WHAT THE EXERCISE ASKS: Please list all lines of the material below in which the string "Give" occurs.
⟨
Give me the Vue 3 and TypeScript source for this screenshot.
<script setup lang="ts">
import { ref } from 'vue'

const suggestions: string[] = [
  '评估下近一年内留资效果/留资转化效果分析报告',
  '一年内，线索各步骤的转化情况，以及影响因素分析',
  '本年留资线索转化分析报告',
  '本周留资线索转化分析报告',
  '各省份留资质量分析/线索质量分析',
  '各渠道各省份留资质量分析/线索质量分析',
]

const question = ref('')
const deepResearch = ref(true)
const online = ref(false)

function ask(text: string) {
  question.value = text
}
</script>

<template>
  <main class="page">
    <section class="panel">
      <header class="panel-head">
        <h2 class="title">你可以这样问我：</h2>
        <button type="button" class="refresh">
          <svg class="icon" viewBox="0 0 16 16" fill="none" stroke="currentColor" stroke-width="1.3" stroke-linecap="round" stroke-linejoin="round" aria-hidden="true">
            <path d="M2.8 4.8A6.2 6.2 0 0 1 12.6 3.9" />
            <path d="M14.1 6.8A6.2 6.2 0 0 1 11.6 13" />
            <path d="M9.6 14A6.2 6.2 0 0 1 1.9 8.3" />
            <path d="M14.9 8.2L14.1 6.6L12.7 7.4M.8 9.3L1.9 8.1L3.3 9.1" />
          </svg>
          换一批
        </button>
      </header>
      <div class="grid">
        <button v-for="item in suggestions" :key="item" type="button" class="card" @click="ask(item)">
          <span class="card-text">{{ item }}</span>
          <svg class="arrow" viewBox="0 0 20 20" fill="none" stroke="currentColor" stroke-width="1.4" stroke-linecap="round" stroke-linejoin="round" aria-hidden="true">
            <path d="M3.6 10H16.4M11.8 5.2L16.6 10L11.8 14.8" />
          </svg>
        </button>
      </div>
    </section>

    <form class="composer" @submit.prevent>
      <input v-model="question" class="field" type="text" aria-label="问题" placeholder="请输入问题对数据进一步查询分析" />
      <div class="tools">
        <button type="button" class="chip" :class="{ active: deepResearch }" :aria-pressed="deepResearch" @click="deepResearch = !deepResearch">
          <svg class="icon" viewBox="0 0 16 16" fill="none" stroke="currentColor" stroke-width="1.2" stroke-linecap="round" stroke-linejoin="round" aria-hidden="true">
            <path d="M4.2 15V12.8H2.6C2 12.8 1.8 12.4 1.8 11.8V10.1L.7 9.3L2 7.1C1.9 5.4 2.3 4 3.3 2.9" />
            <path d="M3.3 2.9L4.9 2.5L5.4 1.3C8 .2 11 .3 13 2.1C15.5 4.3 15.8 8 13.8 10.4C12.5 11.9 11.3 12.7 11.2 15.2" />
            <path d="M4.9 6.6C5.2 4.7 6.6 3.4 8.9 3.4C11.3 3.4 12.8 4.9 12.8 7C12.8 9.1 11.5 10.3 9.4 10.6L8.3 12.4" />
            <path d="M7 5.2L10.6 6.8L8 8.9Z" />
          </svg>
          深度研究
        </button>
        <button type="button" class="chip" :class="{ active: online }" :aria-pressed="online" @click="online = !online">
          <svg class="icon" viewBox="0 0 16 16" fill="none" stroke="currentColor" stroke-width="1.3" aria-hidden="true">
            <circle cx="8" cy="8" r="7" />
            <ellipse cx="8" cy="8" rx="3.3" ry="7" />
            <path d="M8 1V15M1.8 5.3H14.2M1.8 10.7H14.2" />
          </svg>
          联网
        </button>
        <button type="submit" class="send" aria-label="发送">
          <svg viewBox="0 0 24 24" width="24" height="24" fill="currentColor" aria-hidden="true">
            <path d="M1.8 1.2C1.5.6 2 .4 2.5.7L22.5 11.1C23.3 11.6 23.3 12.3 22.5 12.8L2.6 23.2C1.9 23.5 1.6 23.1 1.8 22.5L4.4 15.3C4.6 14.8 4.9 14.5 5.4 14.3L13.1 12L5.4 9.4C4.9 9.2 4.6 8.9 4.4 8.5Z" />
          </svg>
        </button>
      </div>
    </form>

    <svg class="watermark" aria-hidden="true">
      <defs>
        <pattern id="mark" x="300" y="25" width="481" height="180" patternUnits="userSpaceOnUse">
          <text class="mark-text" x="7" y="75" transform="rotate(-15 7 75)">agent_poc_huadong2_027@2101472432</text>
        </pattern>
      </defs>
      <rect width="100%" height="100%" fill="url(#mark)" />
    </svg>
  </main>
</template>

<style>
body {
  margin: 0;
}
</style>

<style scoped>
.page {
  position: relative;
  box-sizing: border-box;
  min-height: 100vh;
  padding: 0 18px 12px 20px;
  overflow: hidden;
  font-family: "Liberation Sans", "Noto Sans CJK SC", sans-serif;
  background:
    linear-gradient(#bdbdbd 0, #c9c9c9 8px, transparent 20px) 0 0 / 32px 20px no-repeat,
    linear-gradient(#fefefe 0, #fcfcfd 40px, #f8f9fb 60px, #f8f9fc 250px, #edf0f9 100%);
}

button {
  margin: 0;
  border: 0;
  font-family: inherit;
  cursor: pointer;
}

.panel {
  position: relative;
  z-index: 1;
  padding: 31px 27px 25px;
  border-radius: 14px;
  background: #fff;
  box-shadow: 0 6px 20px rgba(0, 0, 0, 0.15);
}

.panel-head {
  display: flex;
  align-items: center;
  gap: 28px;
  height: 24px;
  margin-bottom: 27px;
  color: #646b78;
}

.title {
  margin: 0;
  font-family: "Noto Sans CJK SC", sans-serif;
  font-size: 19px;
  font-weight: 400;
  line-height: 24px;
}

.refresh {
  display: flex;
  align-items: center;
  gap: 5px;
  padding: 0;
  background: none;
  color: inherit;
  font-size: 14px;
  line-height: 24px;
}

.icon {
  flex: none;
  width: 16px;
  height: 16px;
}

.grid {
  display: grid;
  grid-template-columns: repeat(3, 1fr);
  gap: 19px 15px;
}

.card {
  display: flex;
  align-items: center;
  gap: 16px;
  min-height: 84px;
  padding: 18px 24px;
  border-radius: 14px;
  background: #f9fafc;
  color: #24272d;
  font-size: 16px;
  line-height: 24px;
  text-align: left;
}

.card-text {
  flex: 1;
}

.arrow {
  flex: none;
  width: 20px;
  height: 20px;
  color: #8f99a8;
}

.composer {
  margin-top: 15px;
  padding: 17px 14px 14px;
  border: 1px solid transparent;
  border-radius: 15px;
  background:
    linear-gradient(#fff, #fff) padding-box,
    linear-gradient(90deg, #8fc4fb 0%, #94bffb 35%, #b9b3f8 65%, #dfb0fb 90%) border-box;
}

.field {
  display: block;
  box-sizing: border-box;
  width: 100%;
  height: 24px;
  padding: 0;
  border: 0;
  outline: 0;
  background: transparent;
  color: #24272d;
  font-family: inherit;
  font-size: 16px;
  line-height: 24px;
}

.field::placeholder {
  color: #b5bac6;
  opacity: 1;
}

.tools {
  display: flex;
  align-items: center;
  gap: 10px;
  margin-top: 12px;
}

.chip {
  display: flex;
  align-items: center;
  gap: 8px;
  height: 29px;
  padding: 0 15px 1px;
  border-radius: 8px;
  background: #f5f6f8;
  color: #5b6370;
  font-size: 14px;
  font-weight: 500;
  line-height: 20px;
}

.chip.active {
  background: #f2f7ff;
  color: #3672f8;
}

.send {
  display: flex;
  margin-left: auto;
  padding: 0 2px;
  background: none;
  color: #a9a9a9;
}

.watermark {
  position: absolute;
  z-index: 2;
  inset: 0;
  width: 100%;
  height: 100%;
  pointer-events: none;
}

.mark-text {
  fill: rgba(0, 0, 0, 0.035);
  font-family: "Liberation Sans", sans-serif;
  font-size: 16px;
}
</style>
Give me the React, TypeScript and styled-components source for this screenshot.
⟩
FINAL RESULT:
Give me the Vue 3 and TypeScript source for this screenshot.
Give me the React, TypeScript and styled-components source for this screenshot.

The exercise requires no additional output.